Antes de que salga la fumata blanca unas líneas para despedir al Papa que lo deja. Juan José Tamayo lo dice muy clarito en su artículo:
Por mor de su dimisión, Benedicto XVI ha pasado, de la noche a la mañana, de ser uno de los más criticados de los últimos papas dentro y fuera de la Iglesia, de ser acusado de inquisidor de la fe y considerado el látigo intelectual de la modernidad, a convertirse en un respetado y venerable anciano que decide renunciar al pontificado por falta de fuerzas y cuyo pasado se olvida, se pone entre paréntesis, se oculta o se disculpa. A partir del 12 de febrero, día en que anunció su renuncia, las críticas hacia su persona y sus actuaciones se han tornado elogios, y los análisis objetivos de su pontificado se han convertido en ditirambos (“alabanza entusiasta y exagerada de algo o alguien”, María Moliner, Diccionario de uso del español).
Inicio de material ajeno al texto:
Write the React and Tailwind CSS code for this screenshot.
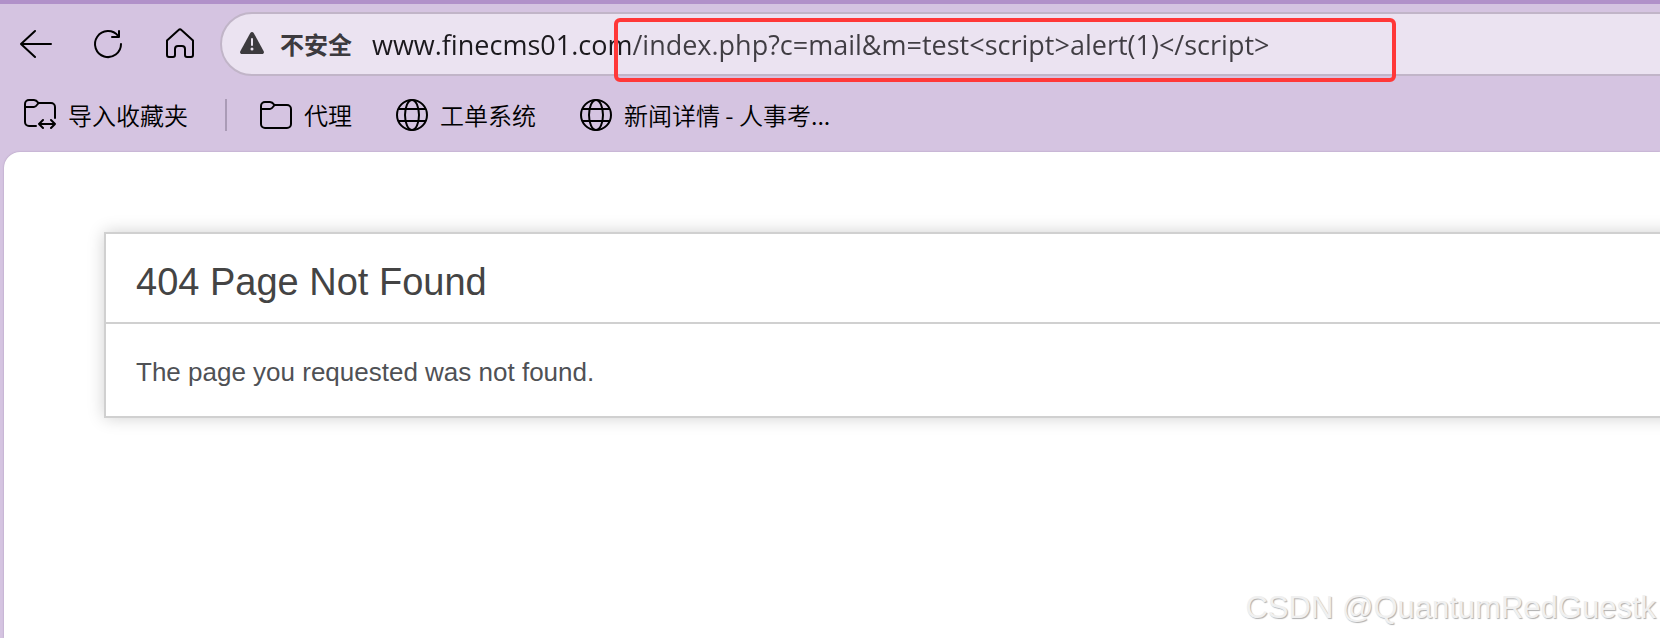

La dimisión ha tenido un efecto balsámico y autorredentor. Lo que no deja de ser llamativo tratándose de una persona que está a punto de cumplir 86 años y ha ejercido el poder durante más de siete lustros en puestos de máxima responsabilidad en la cúpula de la Iglesia católica: cinco años como arzobispo de Múnich, una de las diócesis más importantes de Alemania, 23 años como presidente de la Congregación para la Doctrina de la Fe y casi ocho años de Papa. Lo único que parece quedar de su pasado es el gesto ciertamente inusual, y quizá ejemplar, de la dimisión, que no se había producido en el catolicismo desde hacía seis siglos.
Se pretende eximir a Benedicto XVI de toda responsabilidad en los errores, escándalos, deslealtades, corrupción, abusos sexuales, pederastia, autoritarismo, falta de democracia, irregularidades económicas, robo de documentos, mal gobierno, discriminación de las mujeres y persecución de los teólogos y las teólogas, cuando es el verdadero y principal responsable. Las culpas tienden a cargarse sobre sus más inmediatos colaboradores y sobre Juan Pablo II. Se olvida que, durante buena parte del pontificador anterior, el cardenal Ratzinger fue su ideólogo, su mentor, su brazo derecho y el autor o inspirador de buena parte de los documentos más conservadores de aquel pontificado. Juan Pablo II y el cardenal Ratzinger eran almas gemelas en plena sintonía, en perfecto entendimiento, sin desacuerdos, con un reparto consensuado de papeles.